If goals are being missed in sprints with a high disruption index, it validates the concerns. Conversely, a reduction in the disruption index paired with met goals indicates SUCCESS!!!
Back to the questions!
3. What unforeseen challenges or secondary effects might arise from focusing on minimizing customer disruptions during sprints?
My suggestion: A potential side effect you can anticipate is the team becoming too risk-averse. Another is stakeholders feeling their urgent needs aren't addressed promptly. If these are observed, you might need to balance risk-taking and stakeholder communication.
4. What backup strategies or approaches are in place if the main countermeasures against customer disruptions don't yield the expected results?
My suggestion: You can consider buffer periods within sprints for addressing unplanned disruptions. Another option is setting up a dedicated team or subgroup to handle these disruptions. If these don't provide the desired outcome, a deeper dive into the nature of customer disruptions might be necessary.
5. Which processes or practices will you establish to ensure that the countermeasures remain effective and are consistently adopted in the long run?
My suggestion: You can integrate the countermeasures into the team's definition of done and working agreements.
Note: These are mere suggestions based on what I have experienced with my teams.
This last step is super important if we want to keep getting better.
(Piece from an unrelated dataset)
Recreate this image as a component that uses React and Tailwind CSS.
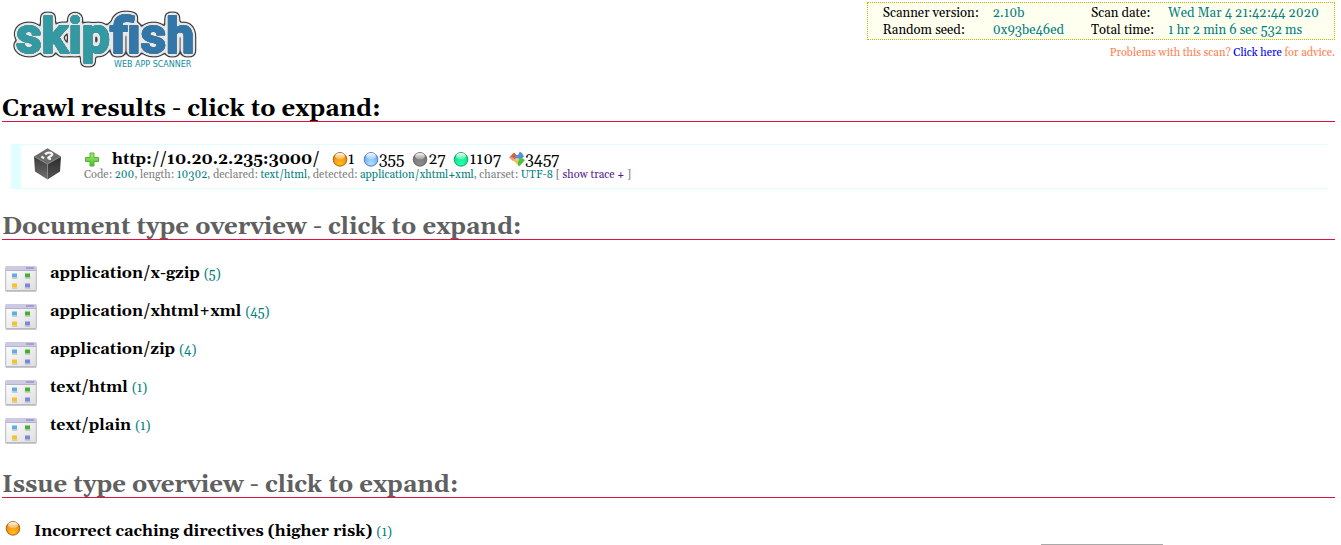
import React from "react";

const DOC_TYPES = [
  { name: "application/x-gzip", count: 5 },
  { name: "application/xhtml+xml", count: 45 },
  { name: "application/zip", count: 4 },
  { name: "text/html", count: 1 },
  { name: "text/plain", count: 1 },
];

const ORBS = {
  high: { rim: "#9a4a10", base: "#f08a00", glow: "#ffc020" },
  medium: { rim: "#3565b5", base: "#6cb0fa", glow: "#b0e0ff" },
  low: { rim: "#5c5c5c", base: "#757575", glow: "#8c8c8c" },
  warn: { rim: "#0a8a55", base: "#00e88c", glow: "#30ffb0" },
};

const COUNTS = [
  { kind: "high", value: 1 },
  { kind: "medium", value: 355 },
  { kind: "low", value: 27 },
  { kind: "warn", value: 1107 },
  { kind: "info", value: 3457 },
];

function Logo() {
  return (
    <svg width="205" height="76" viewBox="0 0 205 76" role="img" aria-label="skipfish web app scanner">
      <defs>
        {/* Stacks a thin grey edge, a pale halo and a dark rim behind the lettering. */}
        <filter id="halo" filterUnits="userSpaceOnUse" x="0" y="0" width="205" height="76" colorInterpolationFilters="sRGB">
          <feGaussianBlur in="SourceAlpha" stdDeviation="2.1" result="wide" />
          <feComponentTransfer in="wide" result="rimMask">
            <feFuncA type="linear" slope="20" intercept="-0.5" />
          </feComponentTransfer>
          <feComponentTransfer in="wide" result="paleMask">
            <feFuncA type="linear" slope="12" intercept="-1.1" />
          </feComponentTransfer>
          <feGaussianBlur in="SourceAlpha" stdDeviation="0.5" result="near" />
          <feComponentTransfer in="near" result="edgeMask">
            <feFuncA type="linear" slope="2.5" intercept="-0.3" />
          </feComponentTransfer>
          <feFlood floodColor="#3c3c3c" />
          <feComposite in2="rimMask" operator="in" result="rim" />
          <feFlood floodColor="#e8e8e8" />
          <feComposite in2="paleMask" operator="in" result="pale" />
          <feFlood floodColor="#8a8a8a" />
          <feComposite in2="edgeMask" operator="in" result="edge" />
          <feMerge>
            <feMergeNode in="rim" />
            <feMergeNode in="pale" />
            <feMergeNode in="edge" />
            <feMergeNode in="SourceGraphic" />
          </feMerge>
        </filter>
      </defs>
      <g
        fontFamily="Roboto, sans-serif"
        fontWeight="700"
        fontSize="50"
        strokeLinejoin="round"
        strokeWidth="2"
        filter="url(#halo)"
      >
        <text x="14" y="51" fill="#3399a3" stroke="#3399a3">skip</text>
        <text x="108" y="51" fill="#3377a8" stroke="#3377a8">fish</text>
      </g>
      <text x="112" y="65" fontFamily="'DejaVu Sans', sans-serif" fontSize="8" fill="#0f8aa0">
        WEB APP SCANNER
      </text>
    </svg>
  );
}

function Orb({ kind, id }) {
  const c = ORBS[kind];
  return (
    <svg width="16" height="16" viewBox="0 0 16 16" aria-hidden="true" className="shrink-0">
      <defs>
        <radialGradient id={id + "b"} cx="50%" cy="80%" r="60%">
          <stop offset="0" stopColor={c.glow} />
          <stop offset="1" stopColor={c.base} />
        </radialGradient>
        <linearGradient id={id + "s"} x1="0" y1="0" x2="0" y2="1">
          <stop offset="0" stopColor="#fff" stopOpacity="0.95" />
          <stop offset="1" stopColor="#fff" stopOpacity="0.25" />
        </linearGradient>
      </defs>
      <circle cx="8" cy="8.4" r="6.8" fill={"url(#" + id + "b)"} stroke={c.rim} strokeWidth="0.8" />
      <ellipse cx="8" cy="5.2" rx="4.8" ry="3.1" fill={"url(#" + id + "s)"} />
    </svg>
  );
}

function InfoIcon() {
  return (
    <svg width="16" height="16" viewBox="0 0 16 16" aria-hidden="true" className="shrink-0">
      <path d="M0.2 6.5 L5 1.5 L9 5.5 L4.5 10 Z" fill="#d9603a" />
      <path d="M0.2 6.5 L3 6 L6 8.5 L4.5 10 Z" fill="#f0a080" />
      <path d="M6 4 L9 4 L10.8 0.5 L13 2 L15 5.5 L11 9 L6.5 7.5 Z" fill="#5a8fd6" />
      <path d="M4.5 9.5 L7 7 L9.5 9.5 L11 12 L9.5 15 Z" fill="#f0c840" />
      <path d="M9 9.5 L12 6.5 L16 9 L10.5 15.2 L9 14 Z" fill="#55c040" />
      <path d="M6 8 L9 6.8 L10.5 9 L8.5 10.5 Z" fill="#b9d0c8" />
    </svg>
  );
}

function BoxIcon() {
  return (
    <svg width="32" height="32" viewBox="0 0 32 32" aria-hidden="true" className="shrink-0">
      <defs>
        <linearGradient id="boxL" x1="0" y1="0" x2="0" y2="1">
          <stop offset="0" stopColor="#3a3a3a" />
          <stop offset="1" stopColor="#707070" />
        </linearGradient>
        <linearGradient id="boxR" x1="0" y1="0" x2="0" y2="1">
          <stop offset="0" stopColor="#2a2a2a" />
          <stop offset="1" stopColor="#555" />
        </linearGradient>
      </defs>
      <path d="M15.5 0.3 L29 8.5 L15.5 16 L2 8.5 Z" fill="#6c6c6c" />
      <path d="M2 8.5 L15.5 16 V31.5 L3 23.5 Z" fill="url(#boxL)" />
      <path d="M29 8.5 L15.5 16 V31.5 L28 23.5 Z" fill="url(#boxR)" />
      <path d="M2 8.5 L15.5 16 L29 8.5 M15.5 16 V31" fill="none" stroke="#8c8c8c" strokeWidth="0.8" />
      <path d="M13.5 5.8 C16 4.2 20 4.8 20.6 6.8 C21 8.4 18.2 8.6 16.6 9.2 C15.2 9.8 16.4 11.2 18.4 11.4" fill="none" stroke="#f4f4f4" strokeWidth="2.2" transform="rotate(-12 16 8.5)" />
      <path d="M9.4 8.4 L12 10.4" stroke="#f4f4f4" strokeWidth="2" />
    </svg>
  );
}

function PlusIcon() {
  return (
    <svg width="16" height="16" viewBox="0 0 16 16" aria-hidden="true" className="shrink-0">
      <defs>
        <linearGradient id="plus" x1="0" y1="0" x2="0" y2="1">
          <stop offset="0" stopColor="#a8ec78" />
          <stop offset="1" stopColor="#48c020" />
        </linearGradient>
      </defs>
      <path d="M6 2 H10 V6.5 H14.5 V10.5 H10 V15 H6 V10.5 H1.5 V6.5 H6 Z" fill="url(#plus)" stroke="#58b038" strokeLinejoin="round" />
    </svg>
  );
}

function WindowIcon() {
  return (
    <svg width="32" height="32" viewBox="0 -1 32 32" aria-hidden="true" className="shrink-0">
      <defs>
        <linearGradient id="win" x1="0" y1="0" x2="1" y2="1">
          <stop offset="0" stopColor="#ffffff" />
          <stop offset="1" stopColor="#dedede" />
        </linearGradient>
      </defs>
      <rect x="0.5" y="27" width="31" height="2" fill="#b4b4b4" opacity="0.7" />
      <rect x="0.7" y="3.5" width="30.6" height="24" rx="1" fill="url(#win)" stroke="#b8b8c4" />
      <rect x="0.7" y="3" width="30.6" height="4.5" rx="1" fill="#cdcbe4" />
      <path d="M1 7.5 H31" stroke="#a9a7c6" strokeWidth="0.8" />
      <rect x="21" y="4" width="8" height="2" fill="#a3a0cc" />
      <g>
        <rect x="7" y="10.5" width="5" height="4" fill="#62aee2" />
        <rect x="20" y="10.5" width="5" height="4" fill="#45b030" />
        <rect x="7" y="20.5" width="5" height="4" fill="#f6c22a" />
        <rect x="20" y="20.5" width="5" height="4" fill="#7c86e0" />
      </g>
      <path d="M7 15.3 H12.5 M20 15.3 H25.5 M7 25.3 H12.5 M20 25.3 H25.5" stroke="#b9b9b9" strokeWidth="0.8" />
    </svg>
  );
}

function SectionTitle({ children, dim }) {
  return (
    <h2 className={"border-b border-[#dc143c] text-[24px] leading-[23px] font-bold " + (dim ? "text-[#606060]" : "text-black")}>
      <button type="button" className="block cursor-pointer text-left">{children}</button>
    </h2>
  );
}

function ScanInfo() {
  return (
    <div className="flex flex-col items-end gap-[5px]">
      <div className="border border-dotted border-[#bcbc00] bg-[#fffff0] px-[15px] pt-[2px]">
        <table className="text-[13px] leading-[17px] text-[#008080]">
          <tbody>
            <tr>
              <th scope="row" className="pr-[14px] text-left font-normal text-black">Scanner version:</th>
              <td className="pr-[27px]">2.10b</td>
              <th scope="row" className="pr-[14px] text-left font-normal text-black">Scan date:</th>
              <td>Wed Mar 4 21:42:44 2020</td>
            </tr>
            <tr>
              <th scope="row" className="pr-[14px] text-left font-normal text-black">Random seed:</th>
              <td className="pr-[27px]">0x93be46ed</td>
              <th scope="row" className="pr-[14px] text-left font-normal text-black">Total time:</th>
              <td>1 hr 2 min 6 sec 532 ms</td>
            </tr>
          </tbody>
        </table>
      </div>
      <p className="text-[11px] leading-4 text-[#ff7f50]">
        Problems with this scan? <a href="#advice" className="text-[#0000ee]">Click here</a> for advice.
      </p>
    </div>
  );
}

export default function App() {
  return (
    <main className="bg-white pt-[2px] pr-[6px] pl-[2px] font-[Georgia,Gelasio,'Liberation_Serif',serif] text-black">
      <header className="flex items-start justify-between">
        <Logo />
        <ScanInfo />
      </header>

      <section className="pt-5">
        <SectionTitle>Crawl results - click to expand:</SectionTitle>
        <div className="mt-[22px] mr-2 ml-[9px] flex gap-5 border-y border-l-10 border-[#e0ffff] pt-[3px] pb-[6px] pl-[11px]">
          <BoxIcon />
          <div className="pt-[2px]">
            <div className="flex items-center gap-3 text-[16px] leading-[18px]">
              <button type="button" className="flex cursor-pointer items-center gap-3 font-bold">
                <PlusIcon />
                http://10.20.2.235:3000/
              </button>
              <ul className="flex gap-2">
                {COUNTS.map((c) => (
                  <li key={c.kind} className="flex items-center">
                    {c.kind === "info" ? <InfoIcon /> : <Orb kind={c.kind} id={"c-" + c.kind} />}
                    {c.value}
                  </li>
                ))}
              </ul>
            </div>
            <p className="text-[11px] leading-[14px] text-[#808080]">
              Code: <span className="text-[#008080]">200</span>, length: <span className="text-[#008080]">10302</span>, declared:{" "}
              <span className="text-[#008080]">text/html</span>, detected:{" "}
              <span className="text-[#008080]">application/xhtml+xml</span>, charset:{" "}
              <span className="text-[#008080]">UTF-8</span> [ <a href="#trace" className="text-[#551a8b]">show trace +</a> ]
            </p>
          </div>
        </div>
      </section>

      <section className="pt-[27px]">
        <SectionTitle dim>Document type overview - click to expand:</SectionTitle>
        <ul className="mt-[22px] ml-[3px]">
          {DOC_TYPES.map((d) => (
            <li key={d.name} className="flex h-[38px] gap-[13px]">
              <WindowIcon />
              <p className="text-[16px] leading-[22px] font-bold">
                {d.name} <span className="text-[13px] font-normal text-[#008080]">({d.count})</span>
              </p>
            </li>
          ))}
        </ul>
      </section>

      <section className="pt-[22px]">
        <SectionTitle dim>Issue type overview - click to expand:</SectionTitle>
        <ul className="mt-[22px] ml-[3px]">
          <li className="flex items-start gap-[13px]">
            <Orb kind="high" id="issue" />
            <p className="text-[16px] leading-[22px] font-bold">
              Incorrect caching directives (higher risk) <span className="text-[13px] font-normal text-[#008080]">(1)</span>
            </p>
          </li>
        </ul>
      </section>

      <div className="fixed right-[178px] bottom-0 h-px w-[122px] bg-[#a9a9a9]" />
    </main>
  );
}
We have to see if what we did actually worked out the way we thought it would.
Regardless of whether the outcome is positive or negative, you do what needs to be done.
If the predicted results don't match the actual ones, adjust the plan, implement it again, and monitor progress. If a positive outcome is achieved, communicate the improvements to the entire organization and implement them as the new normal.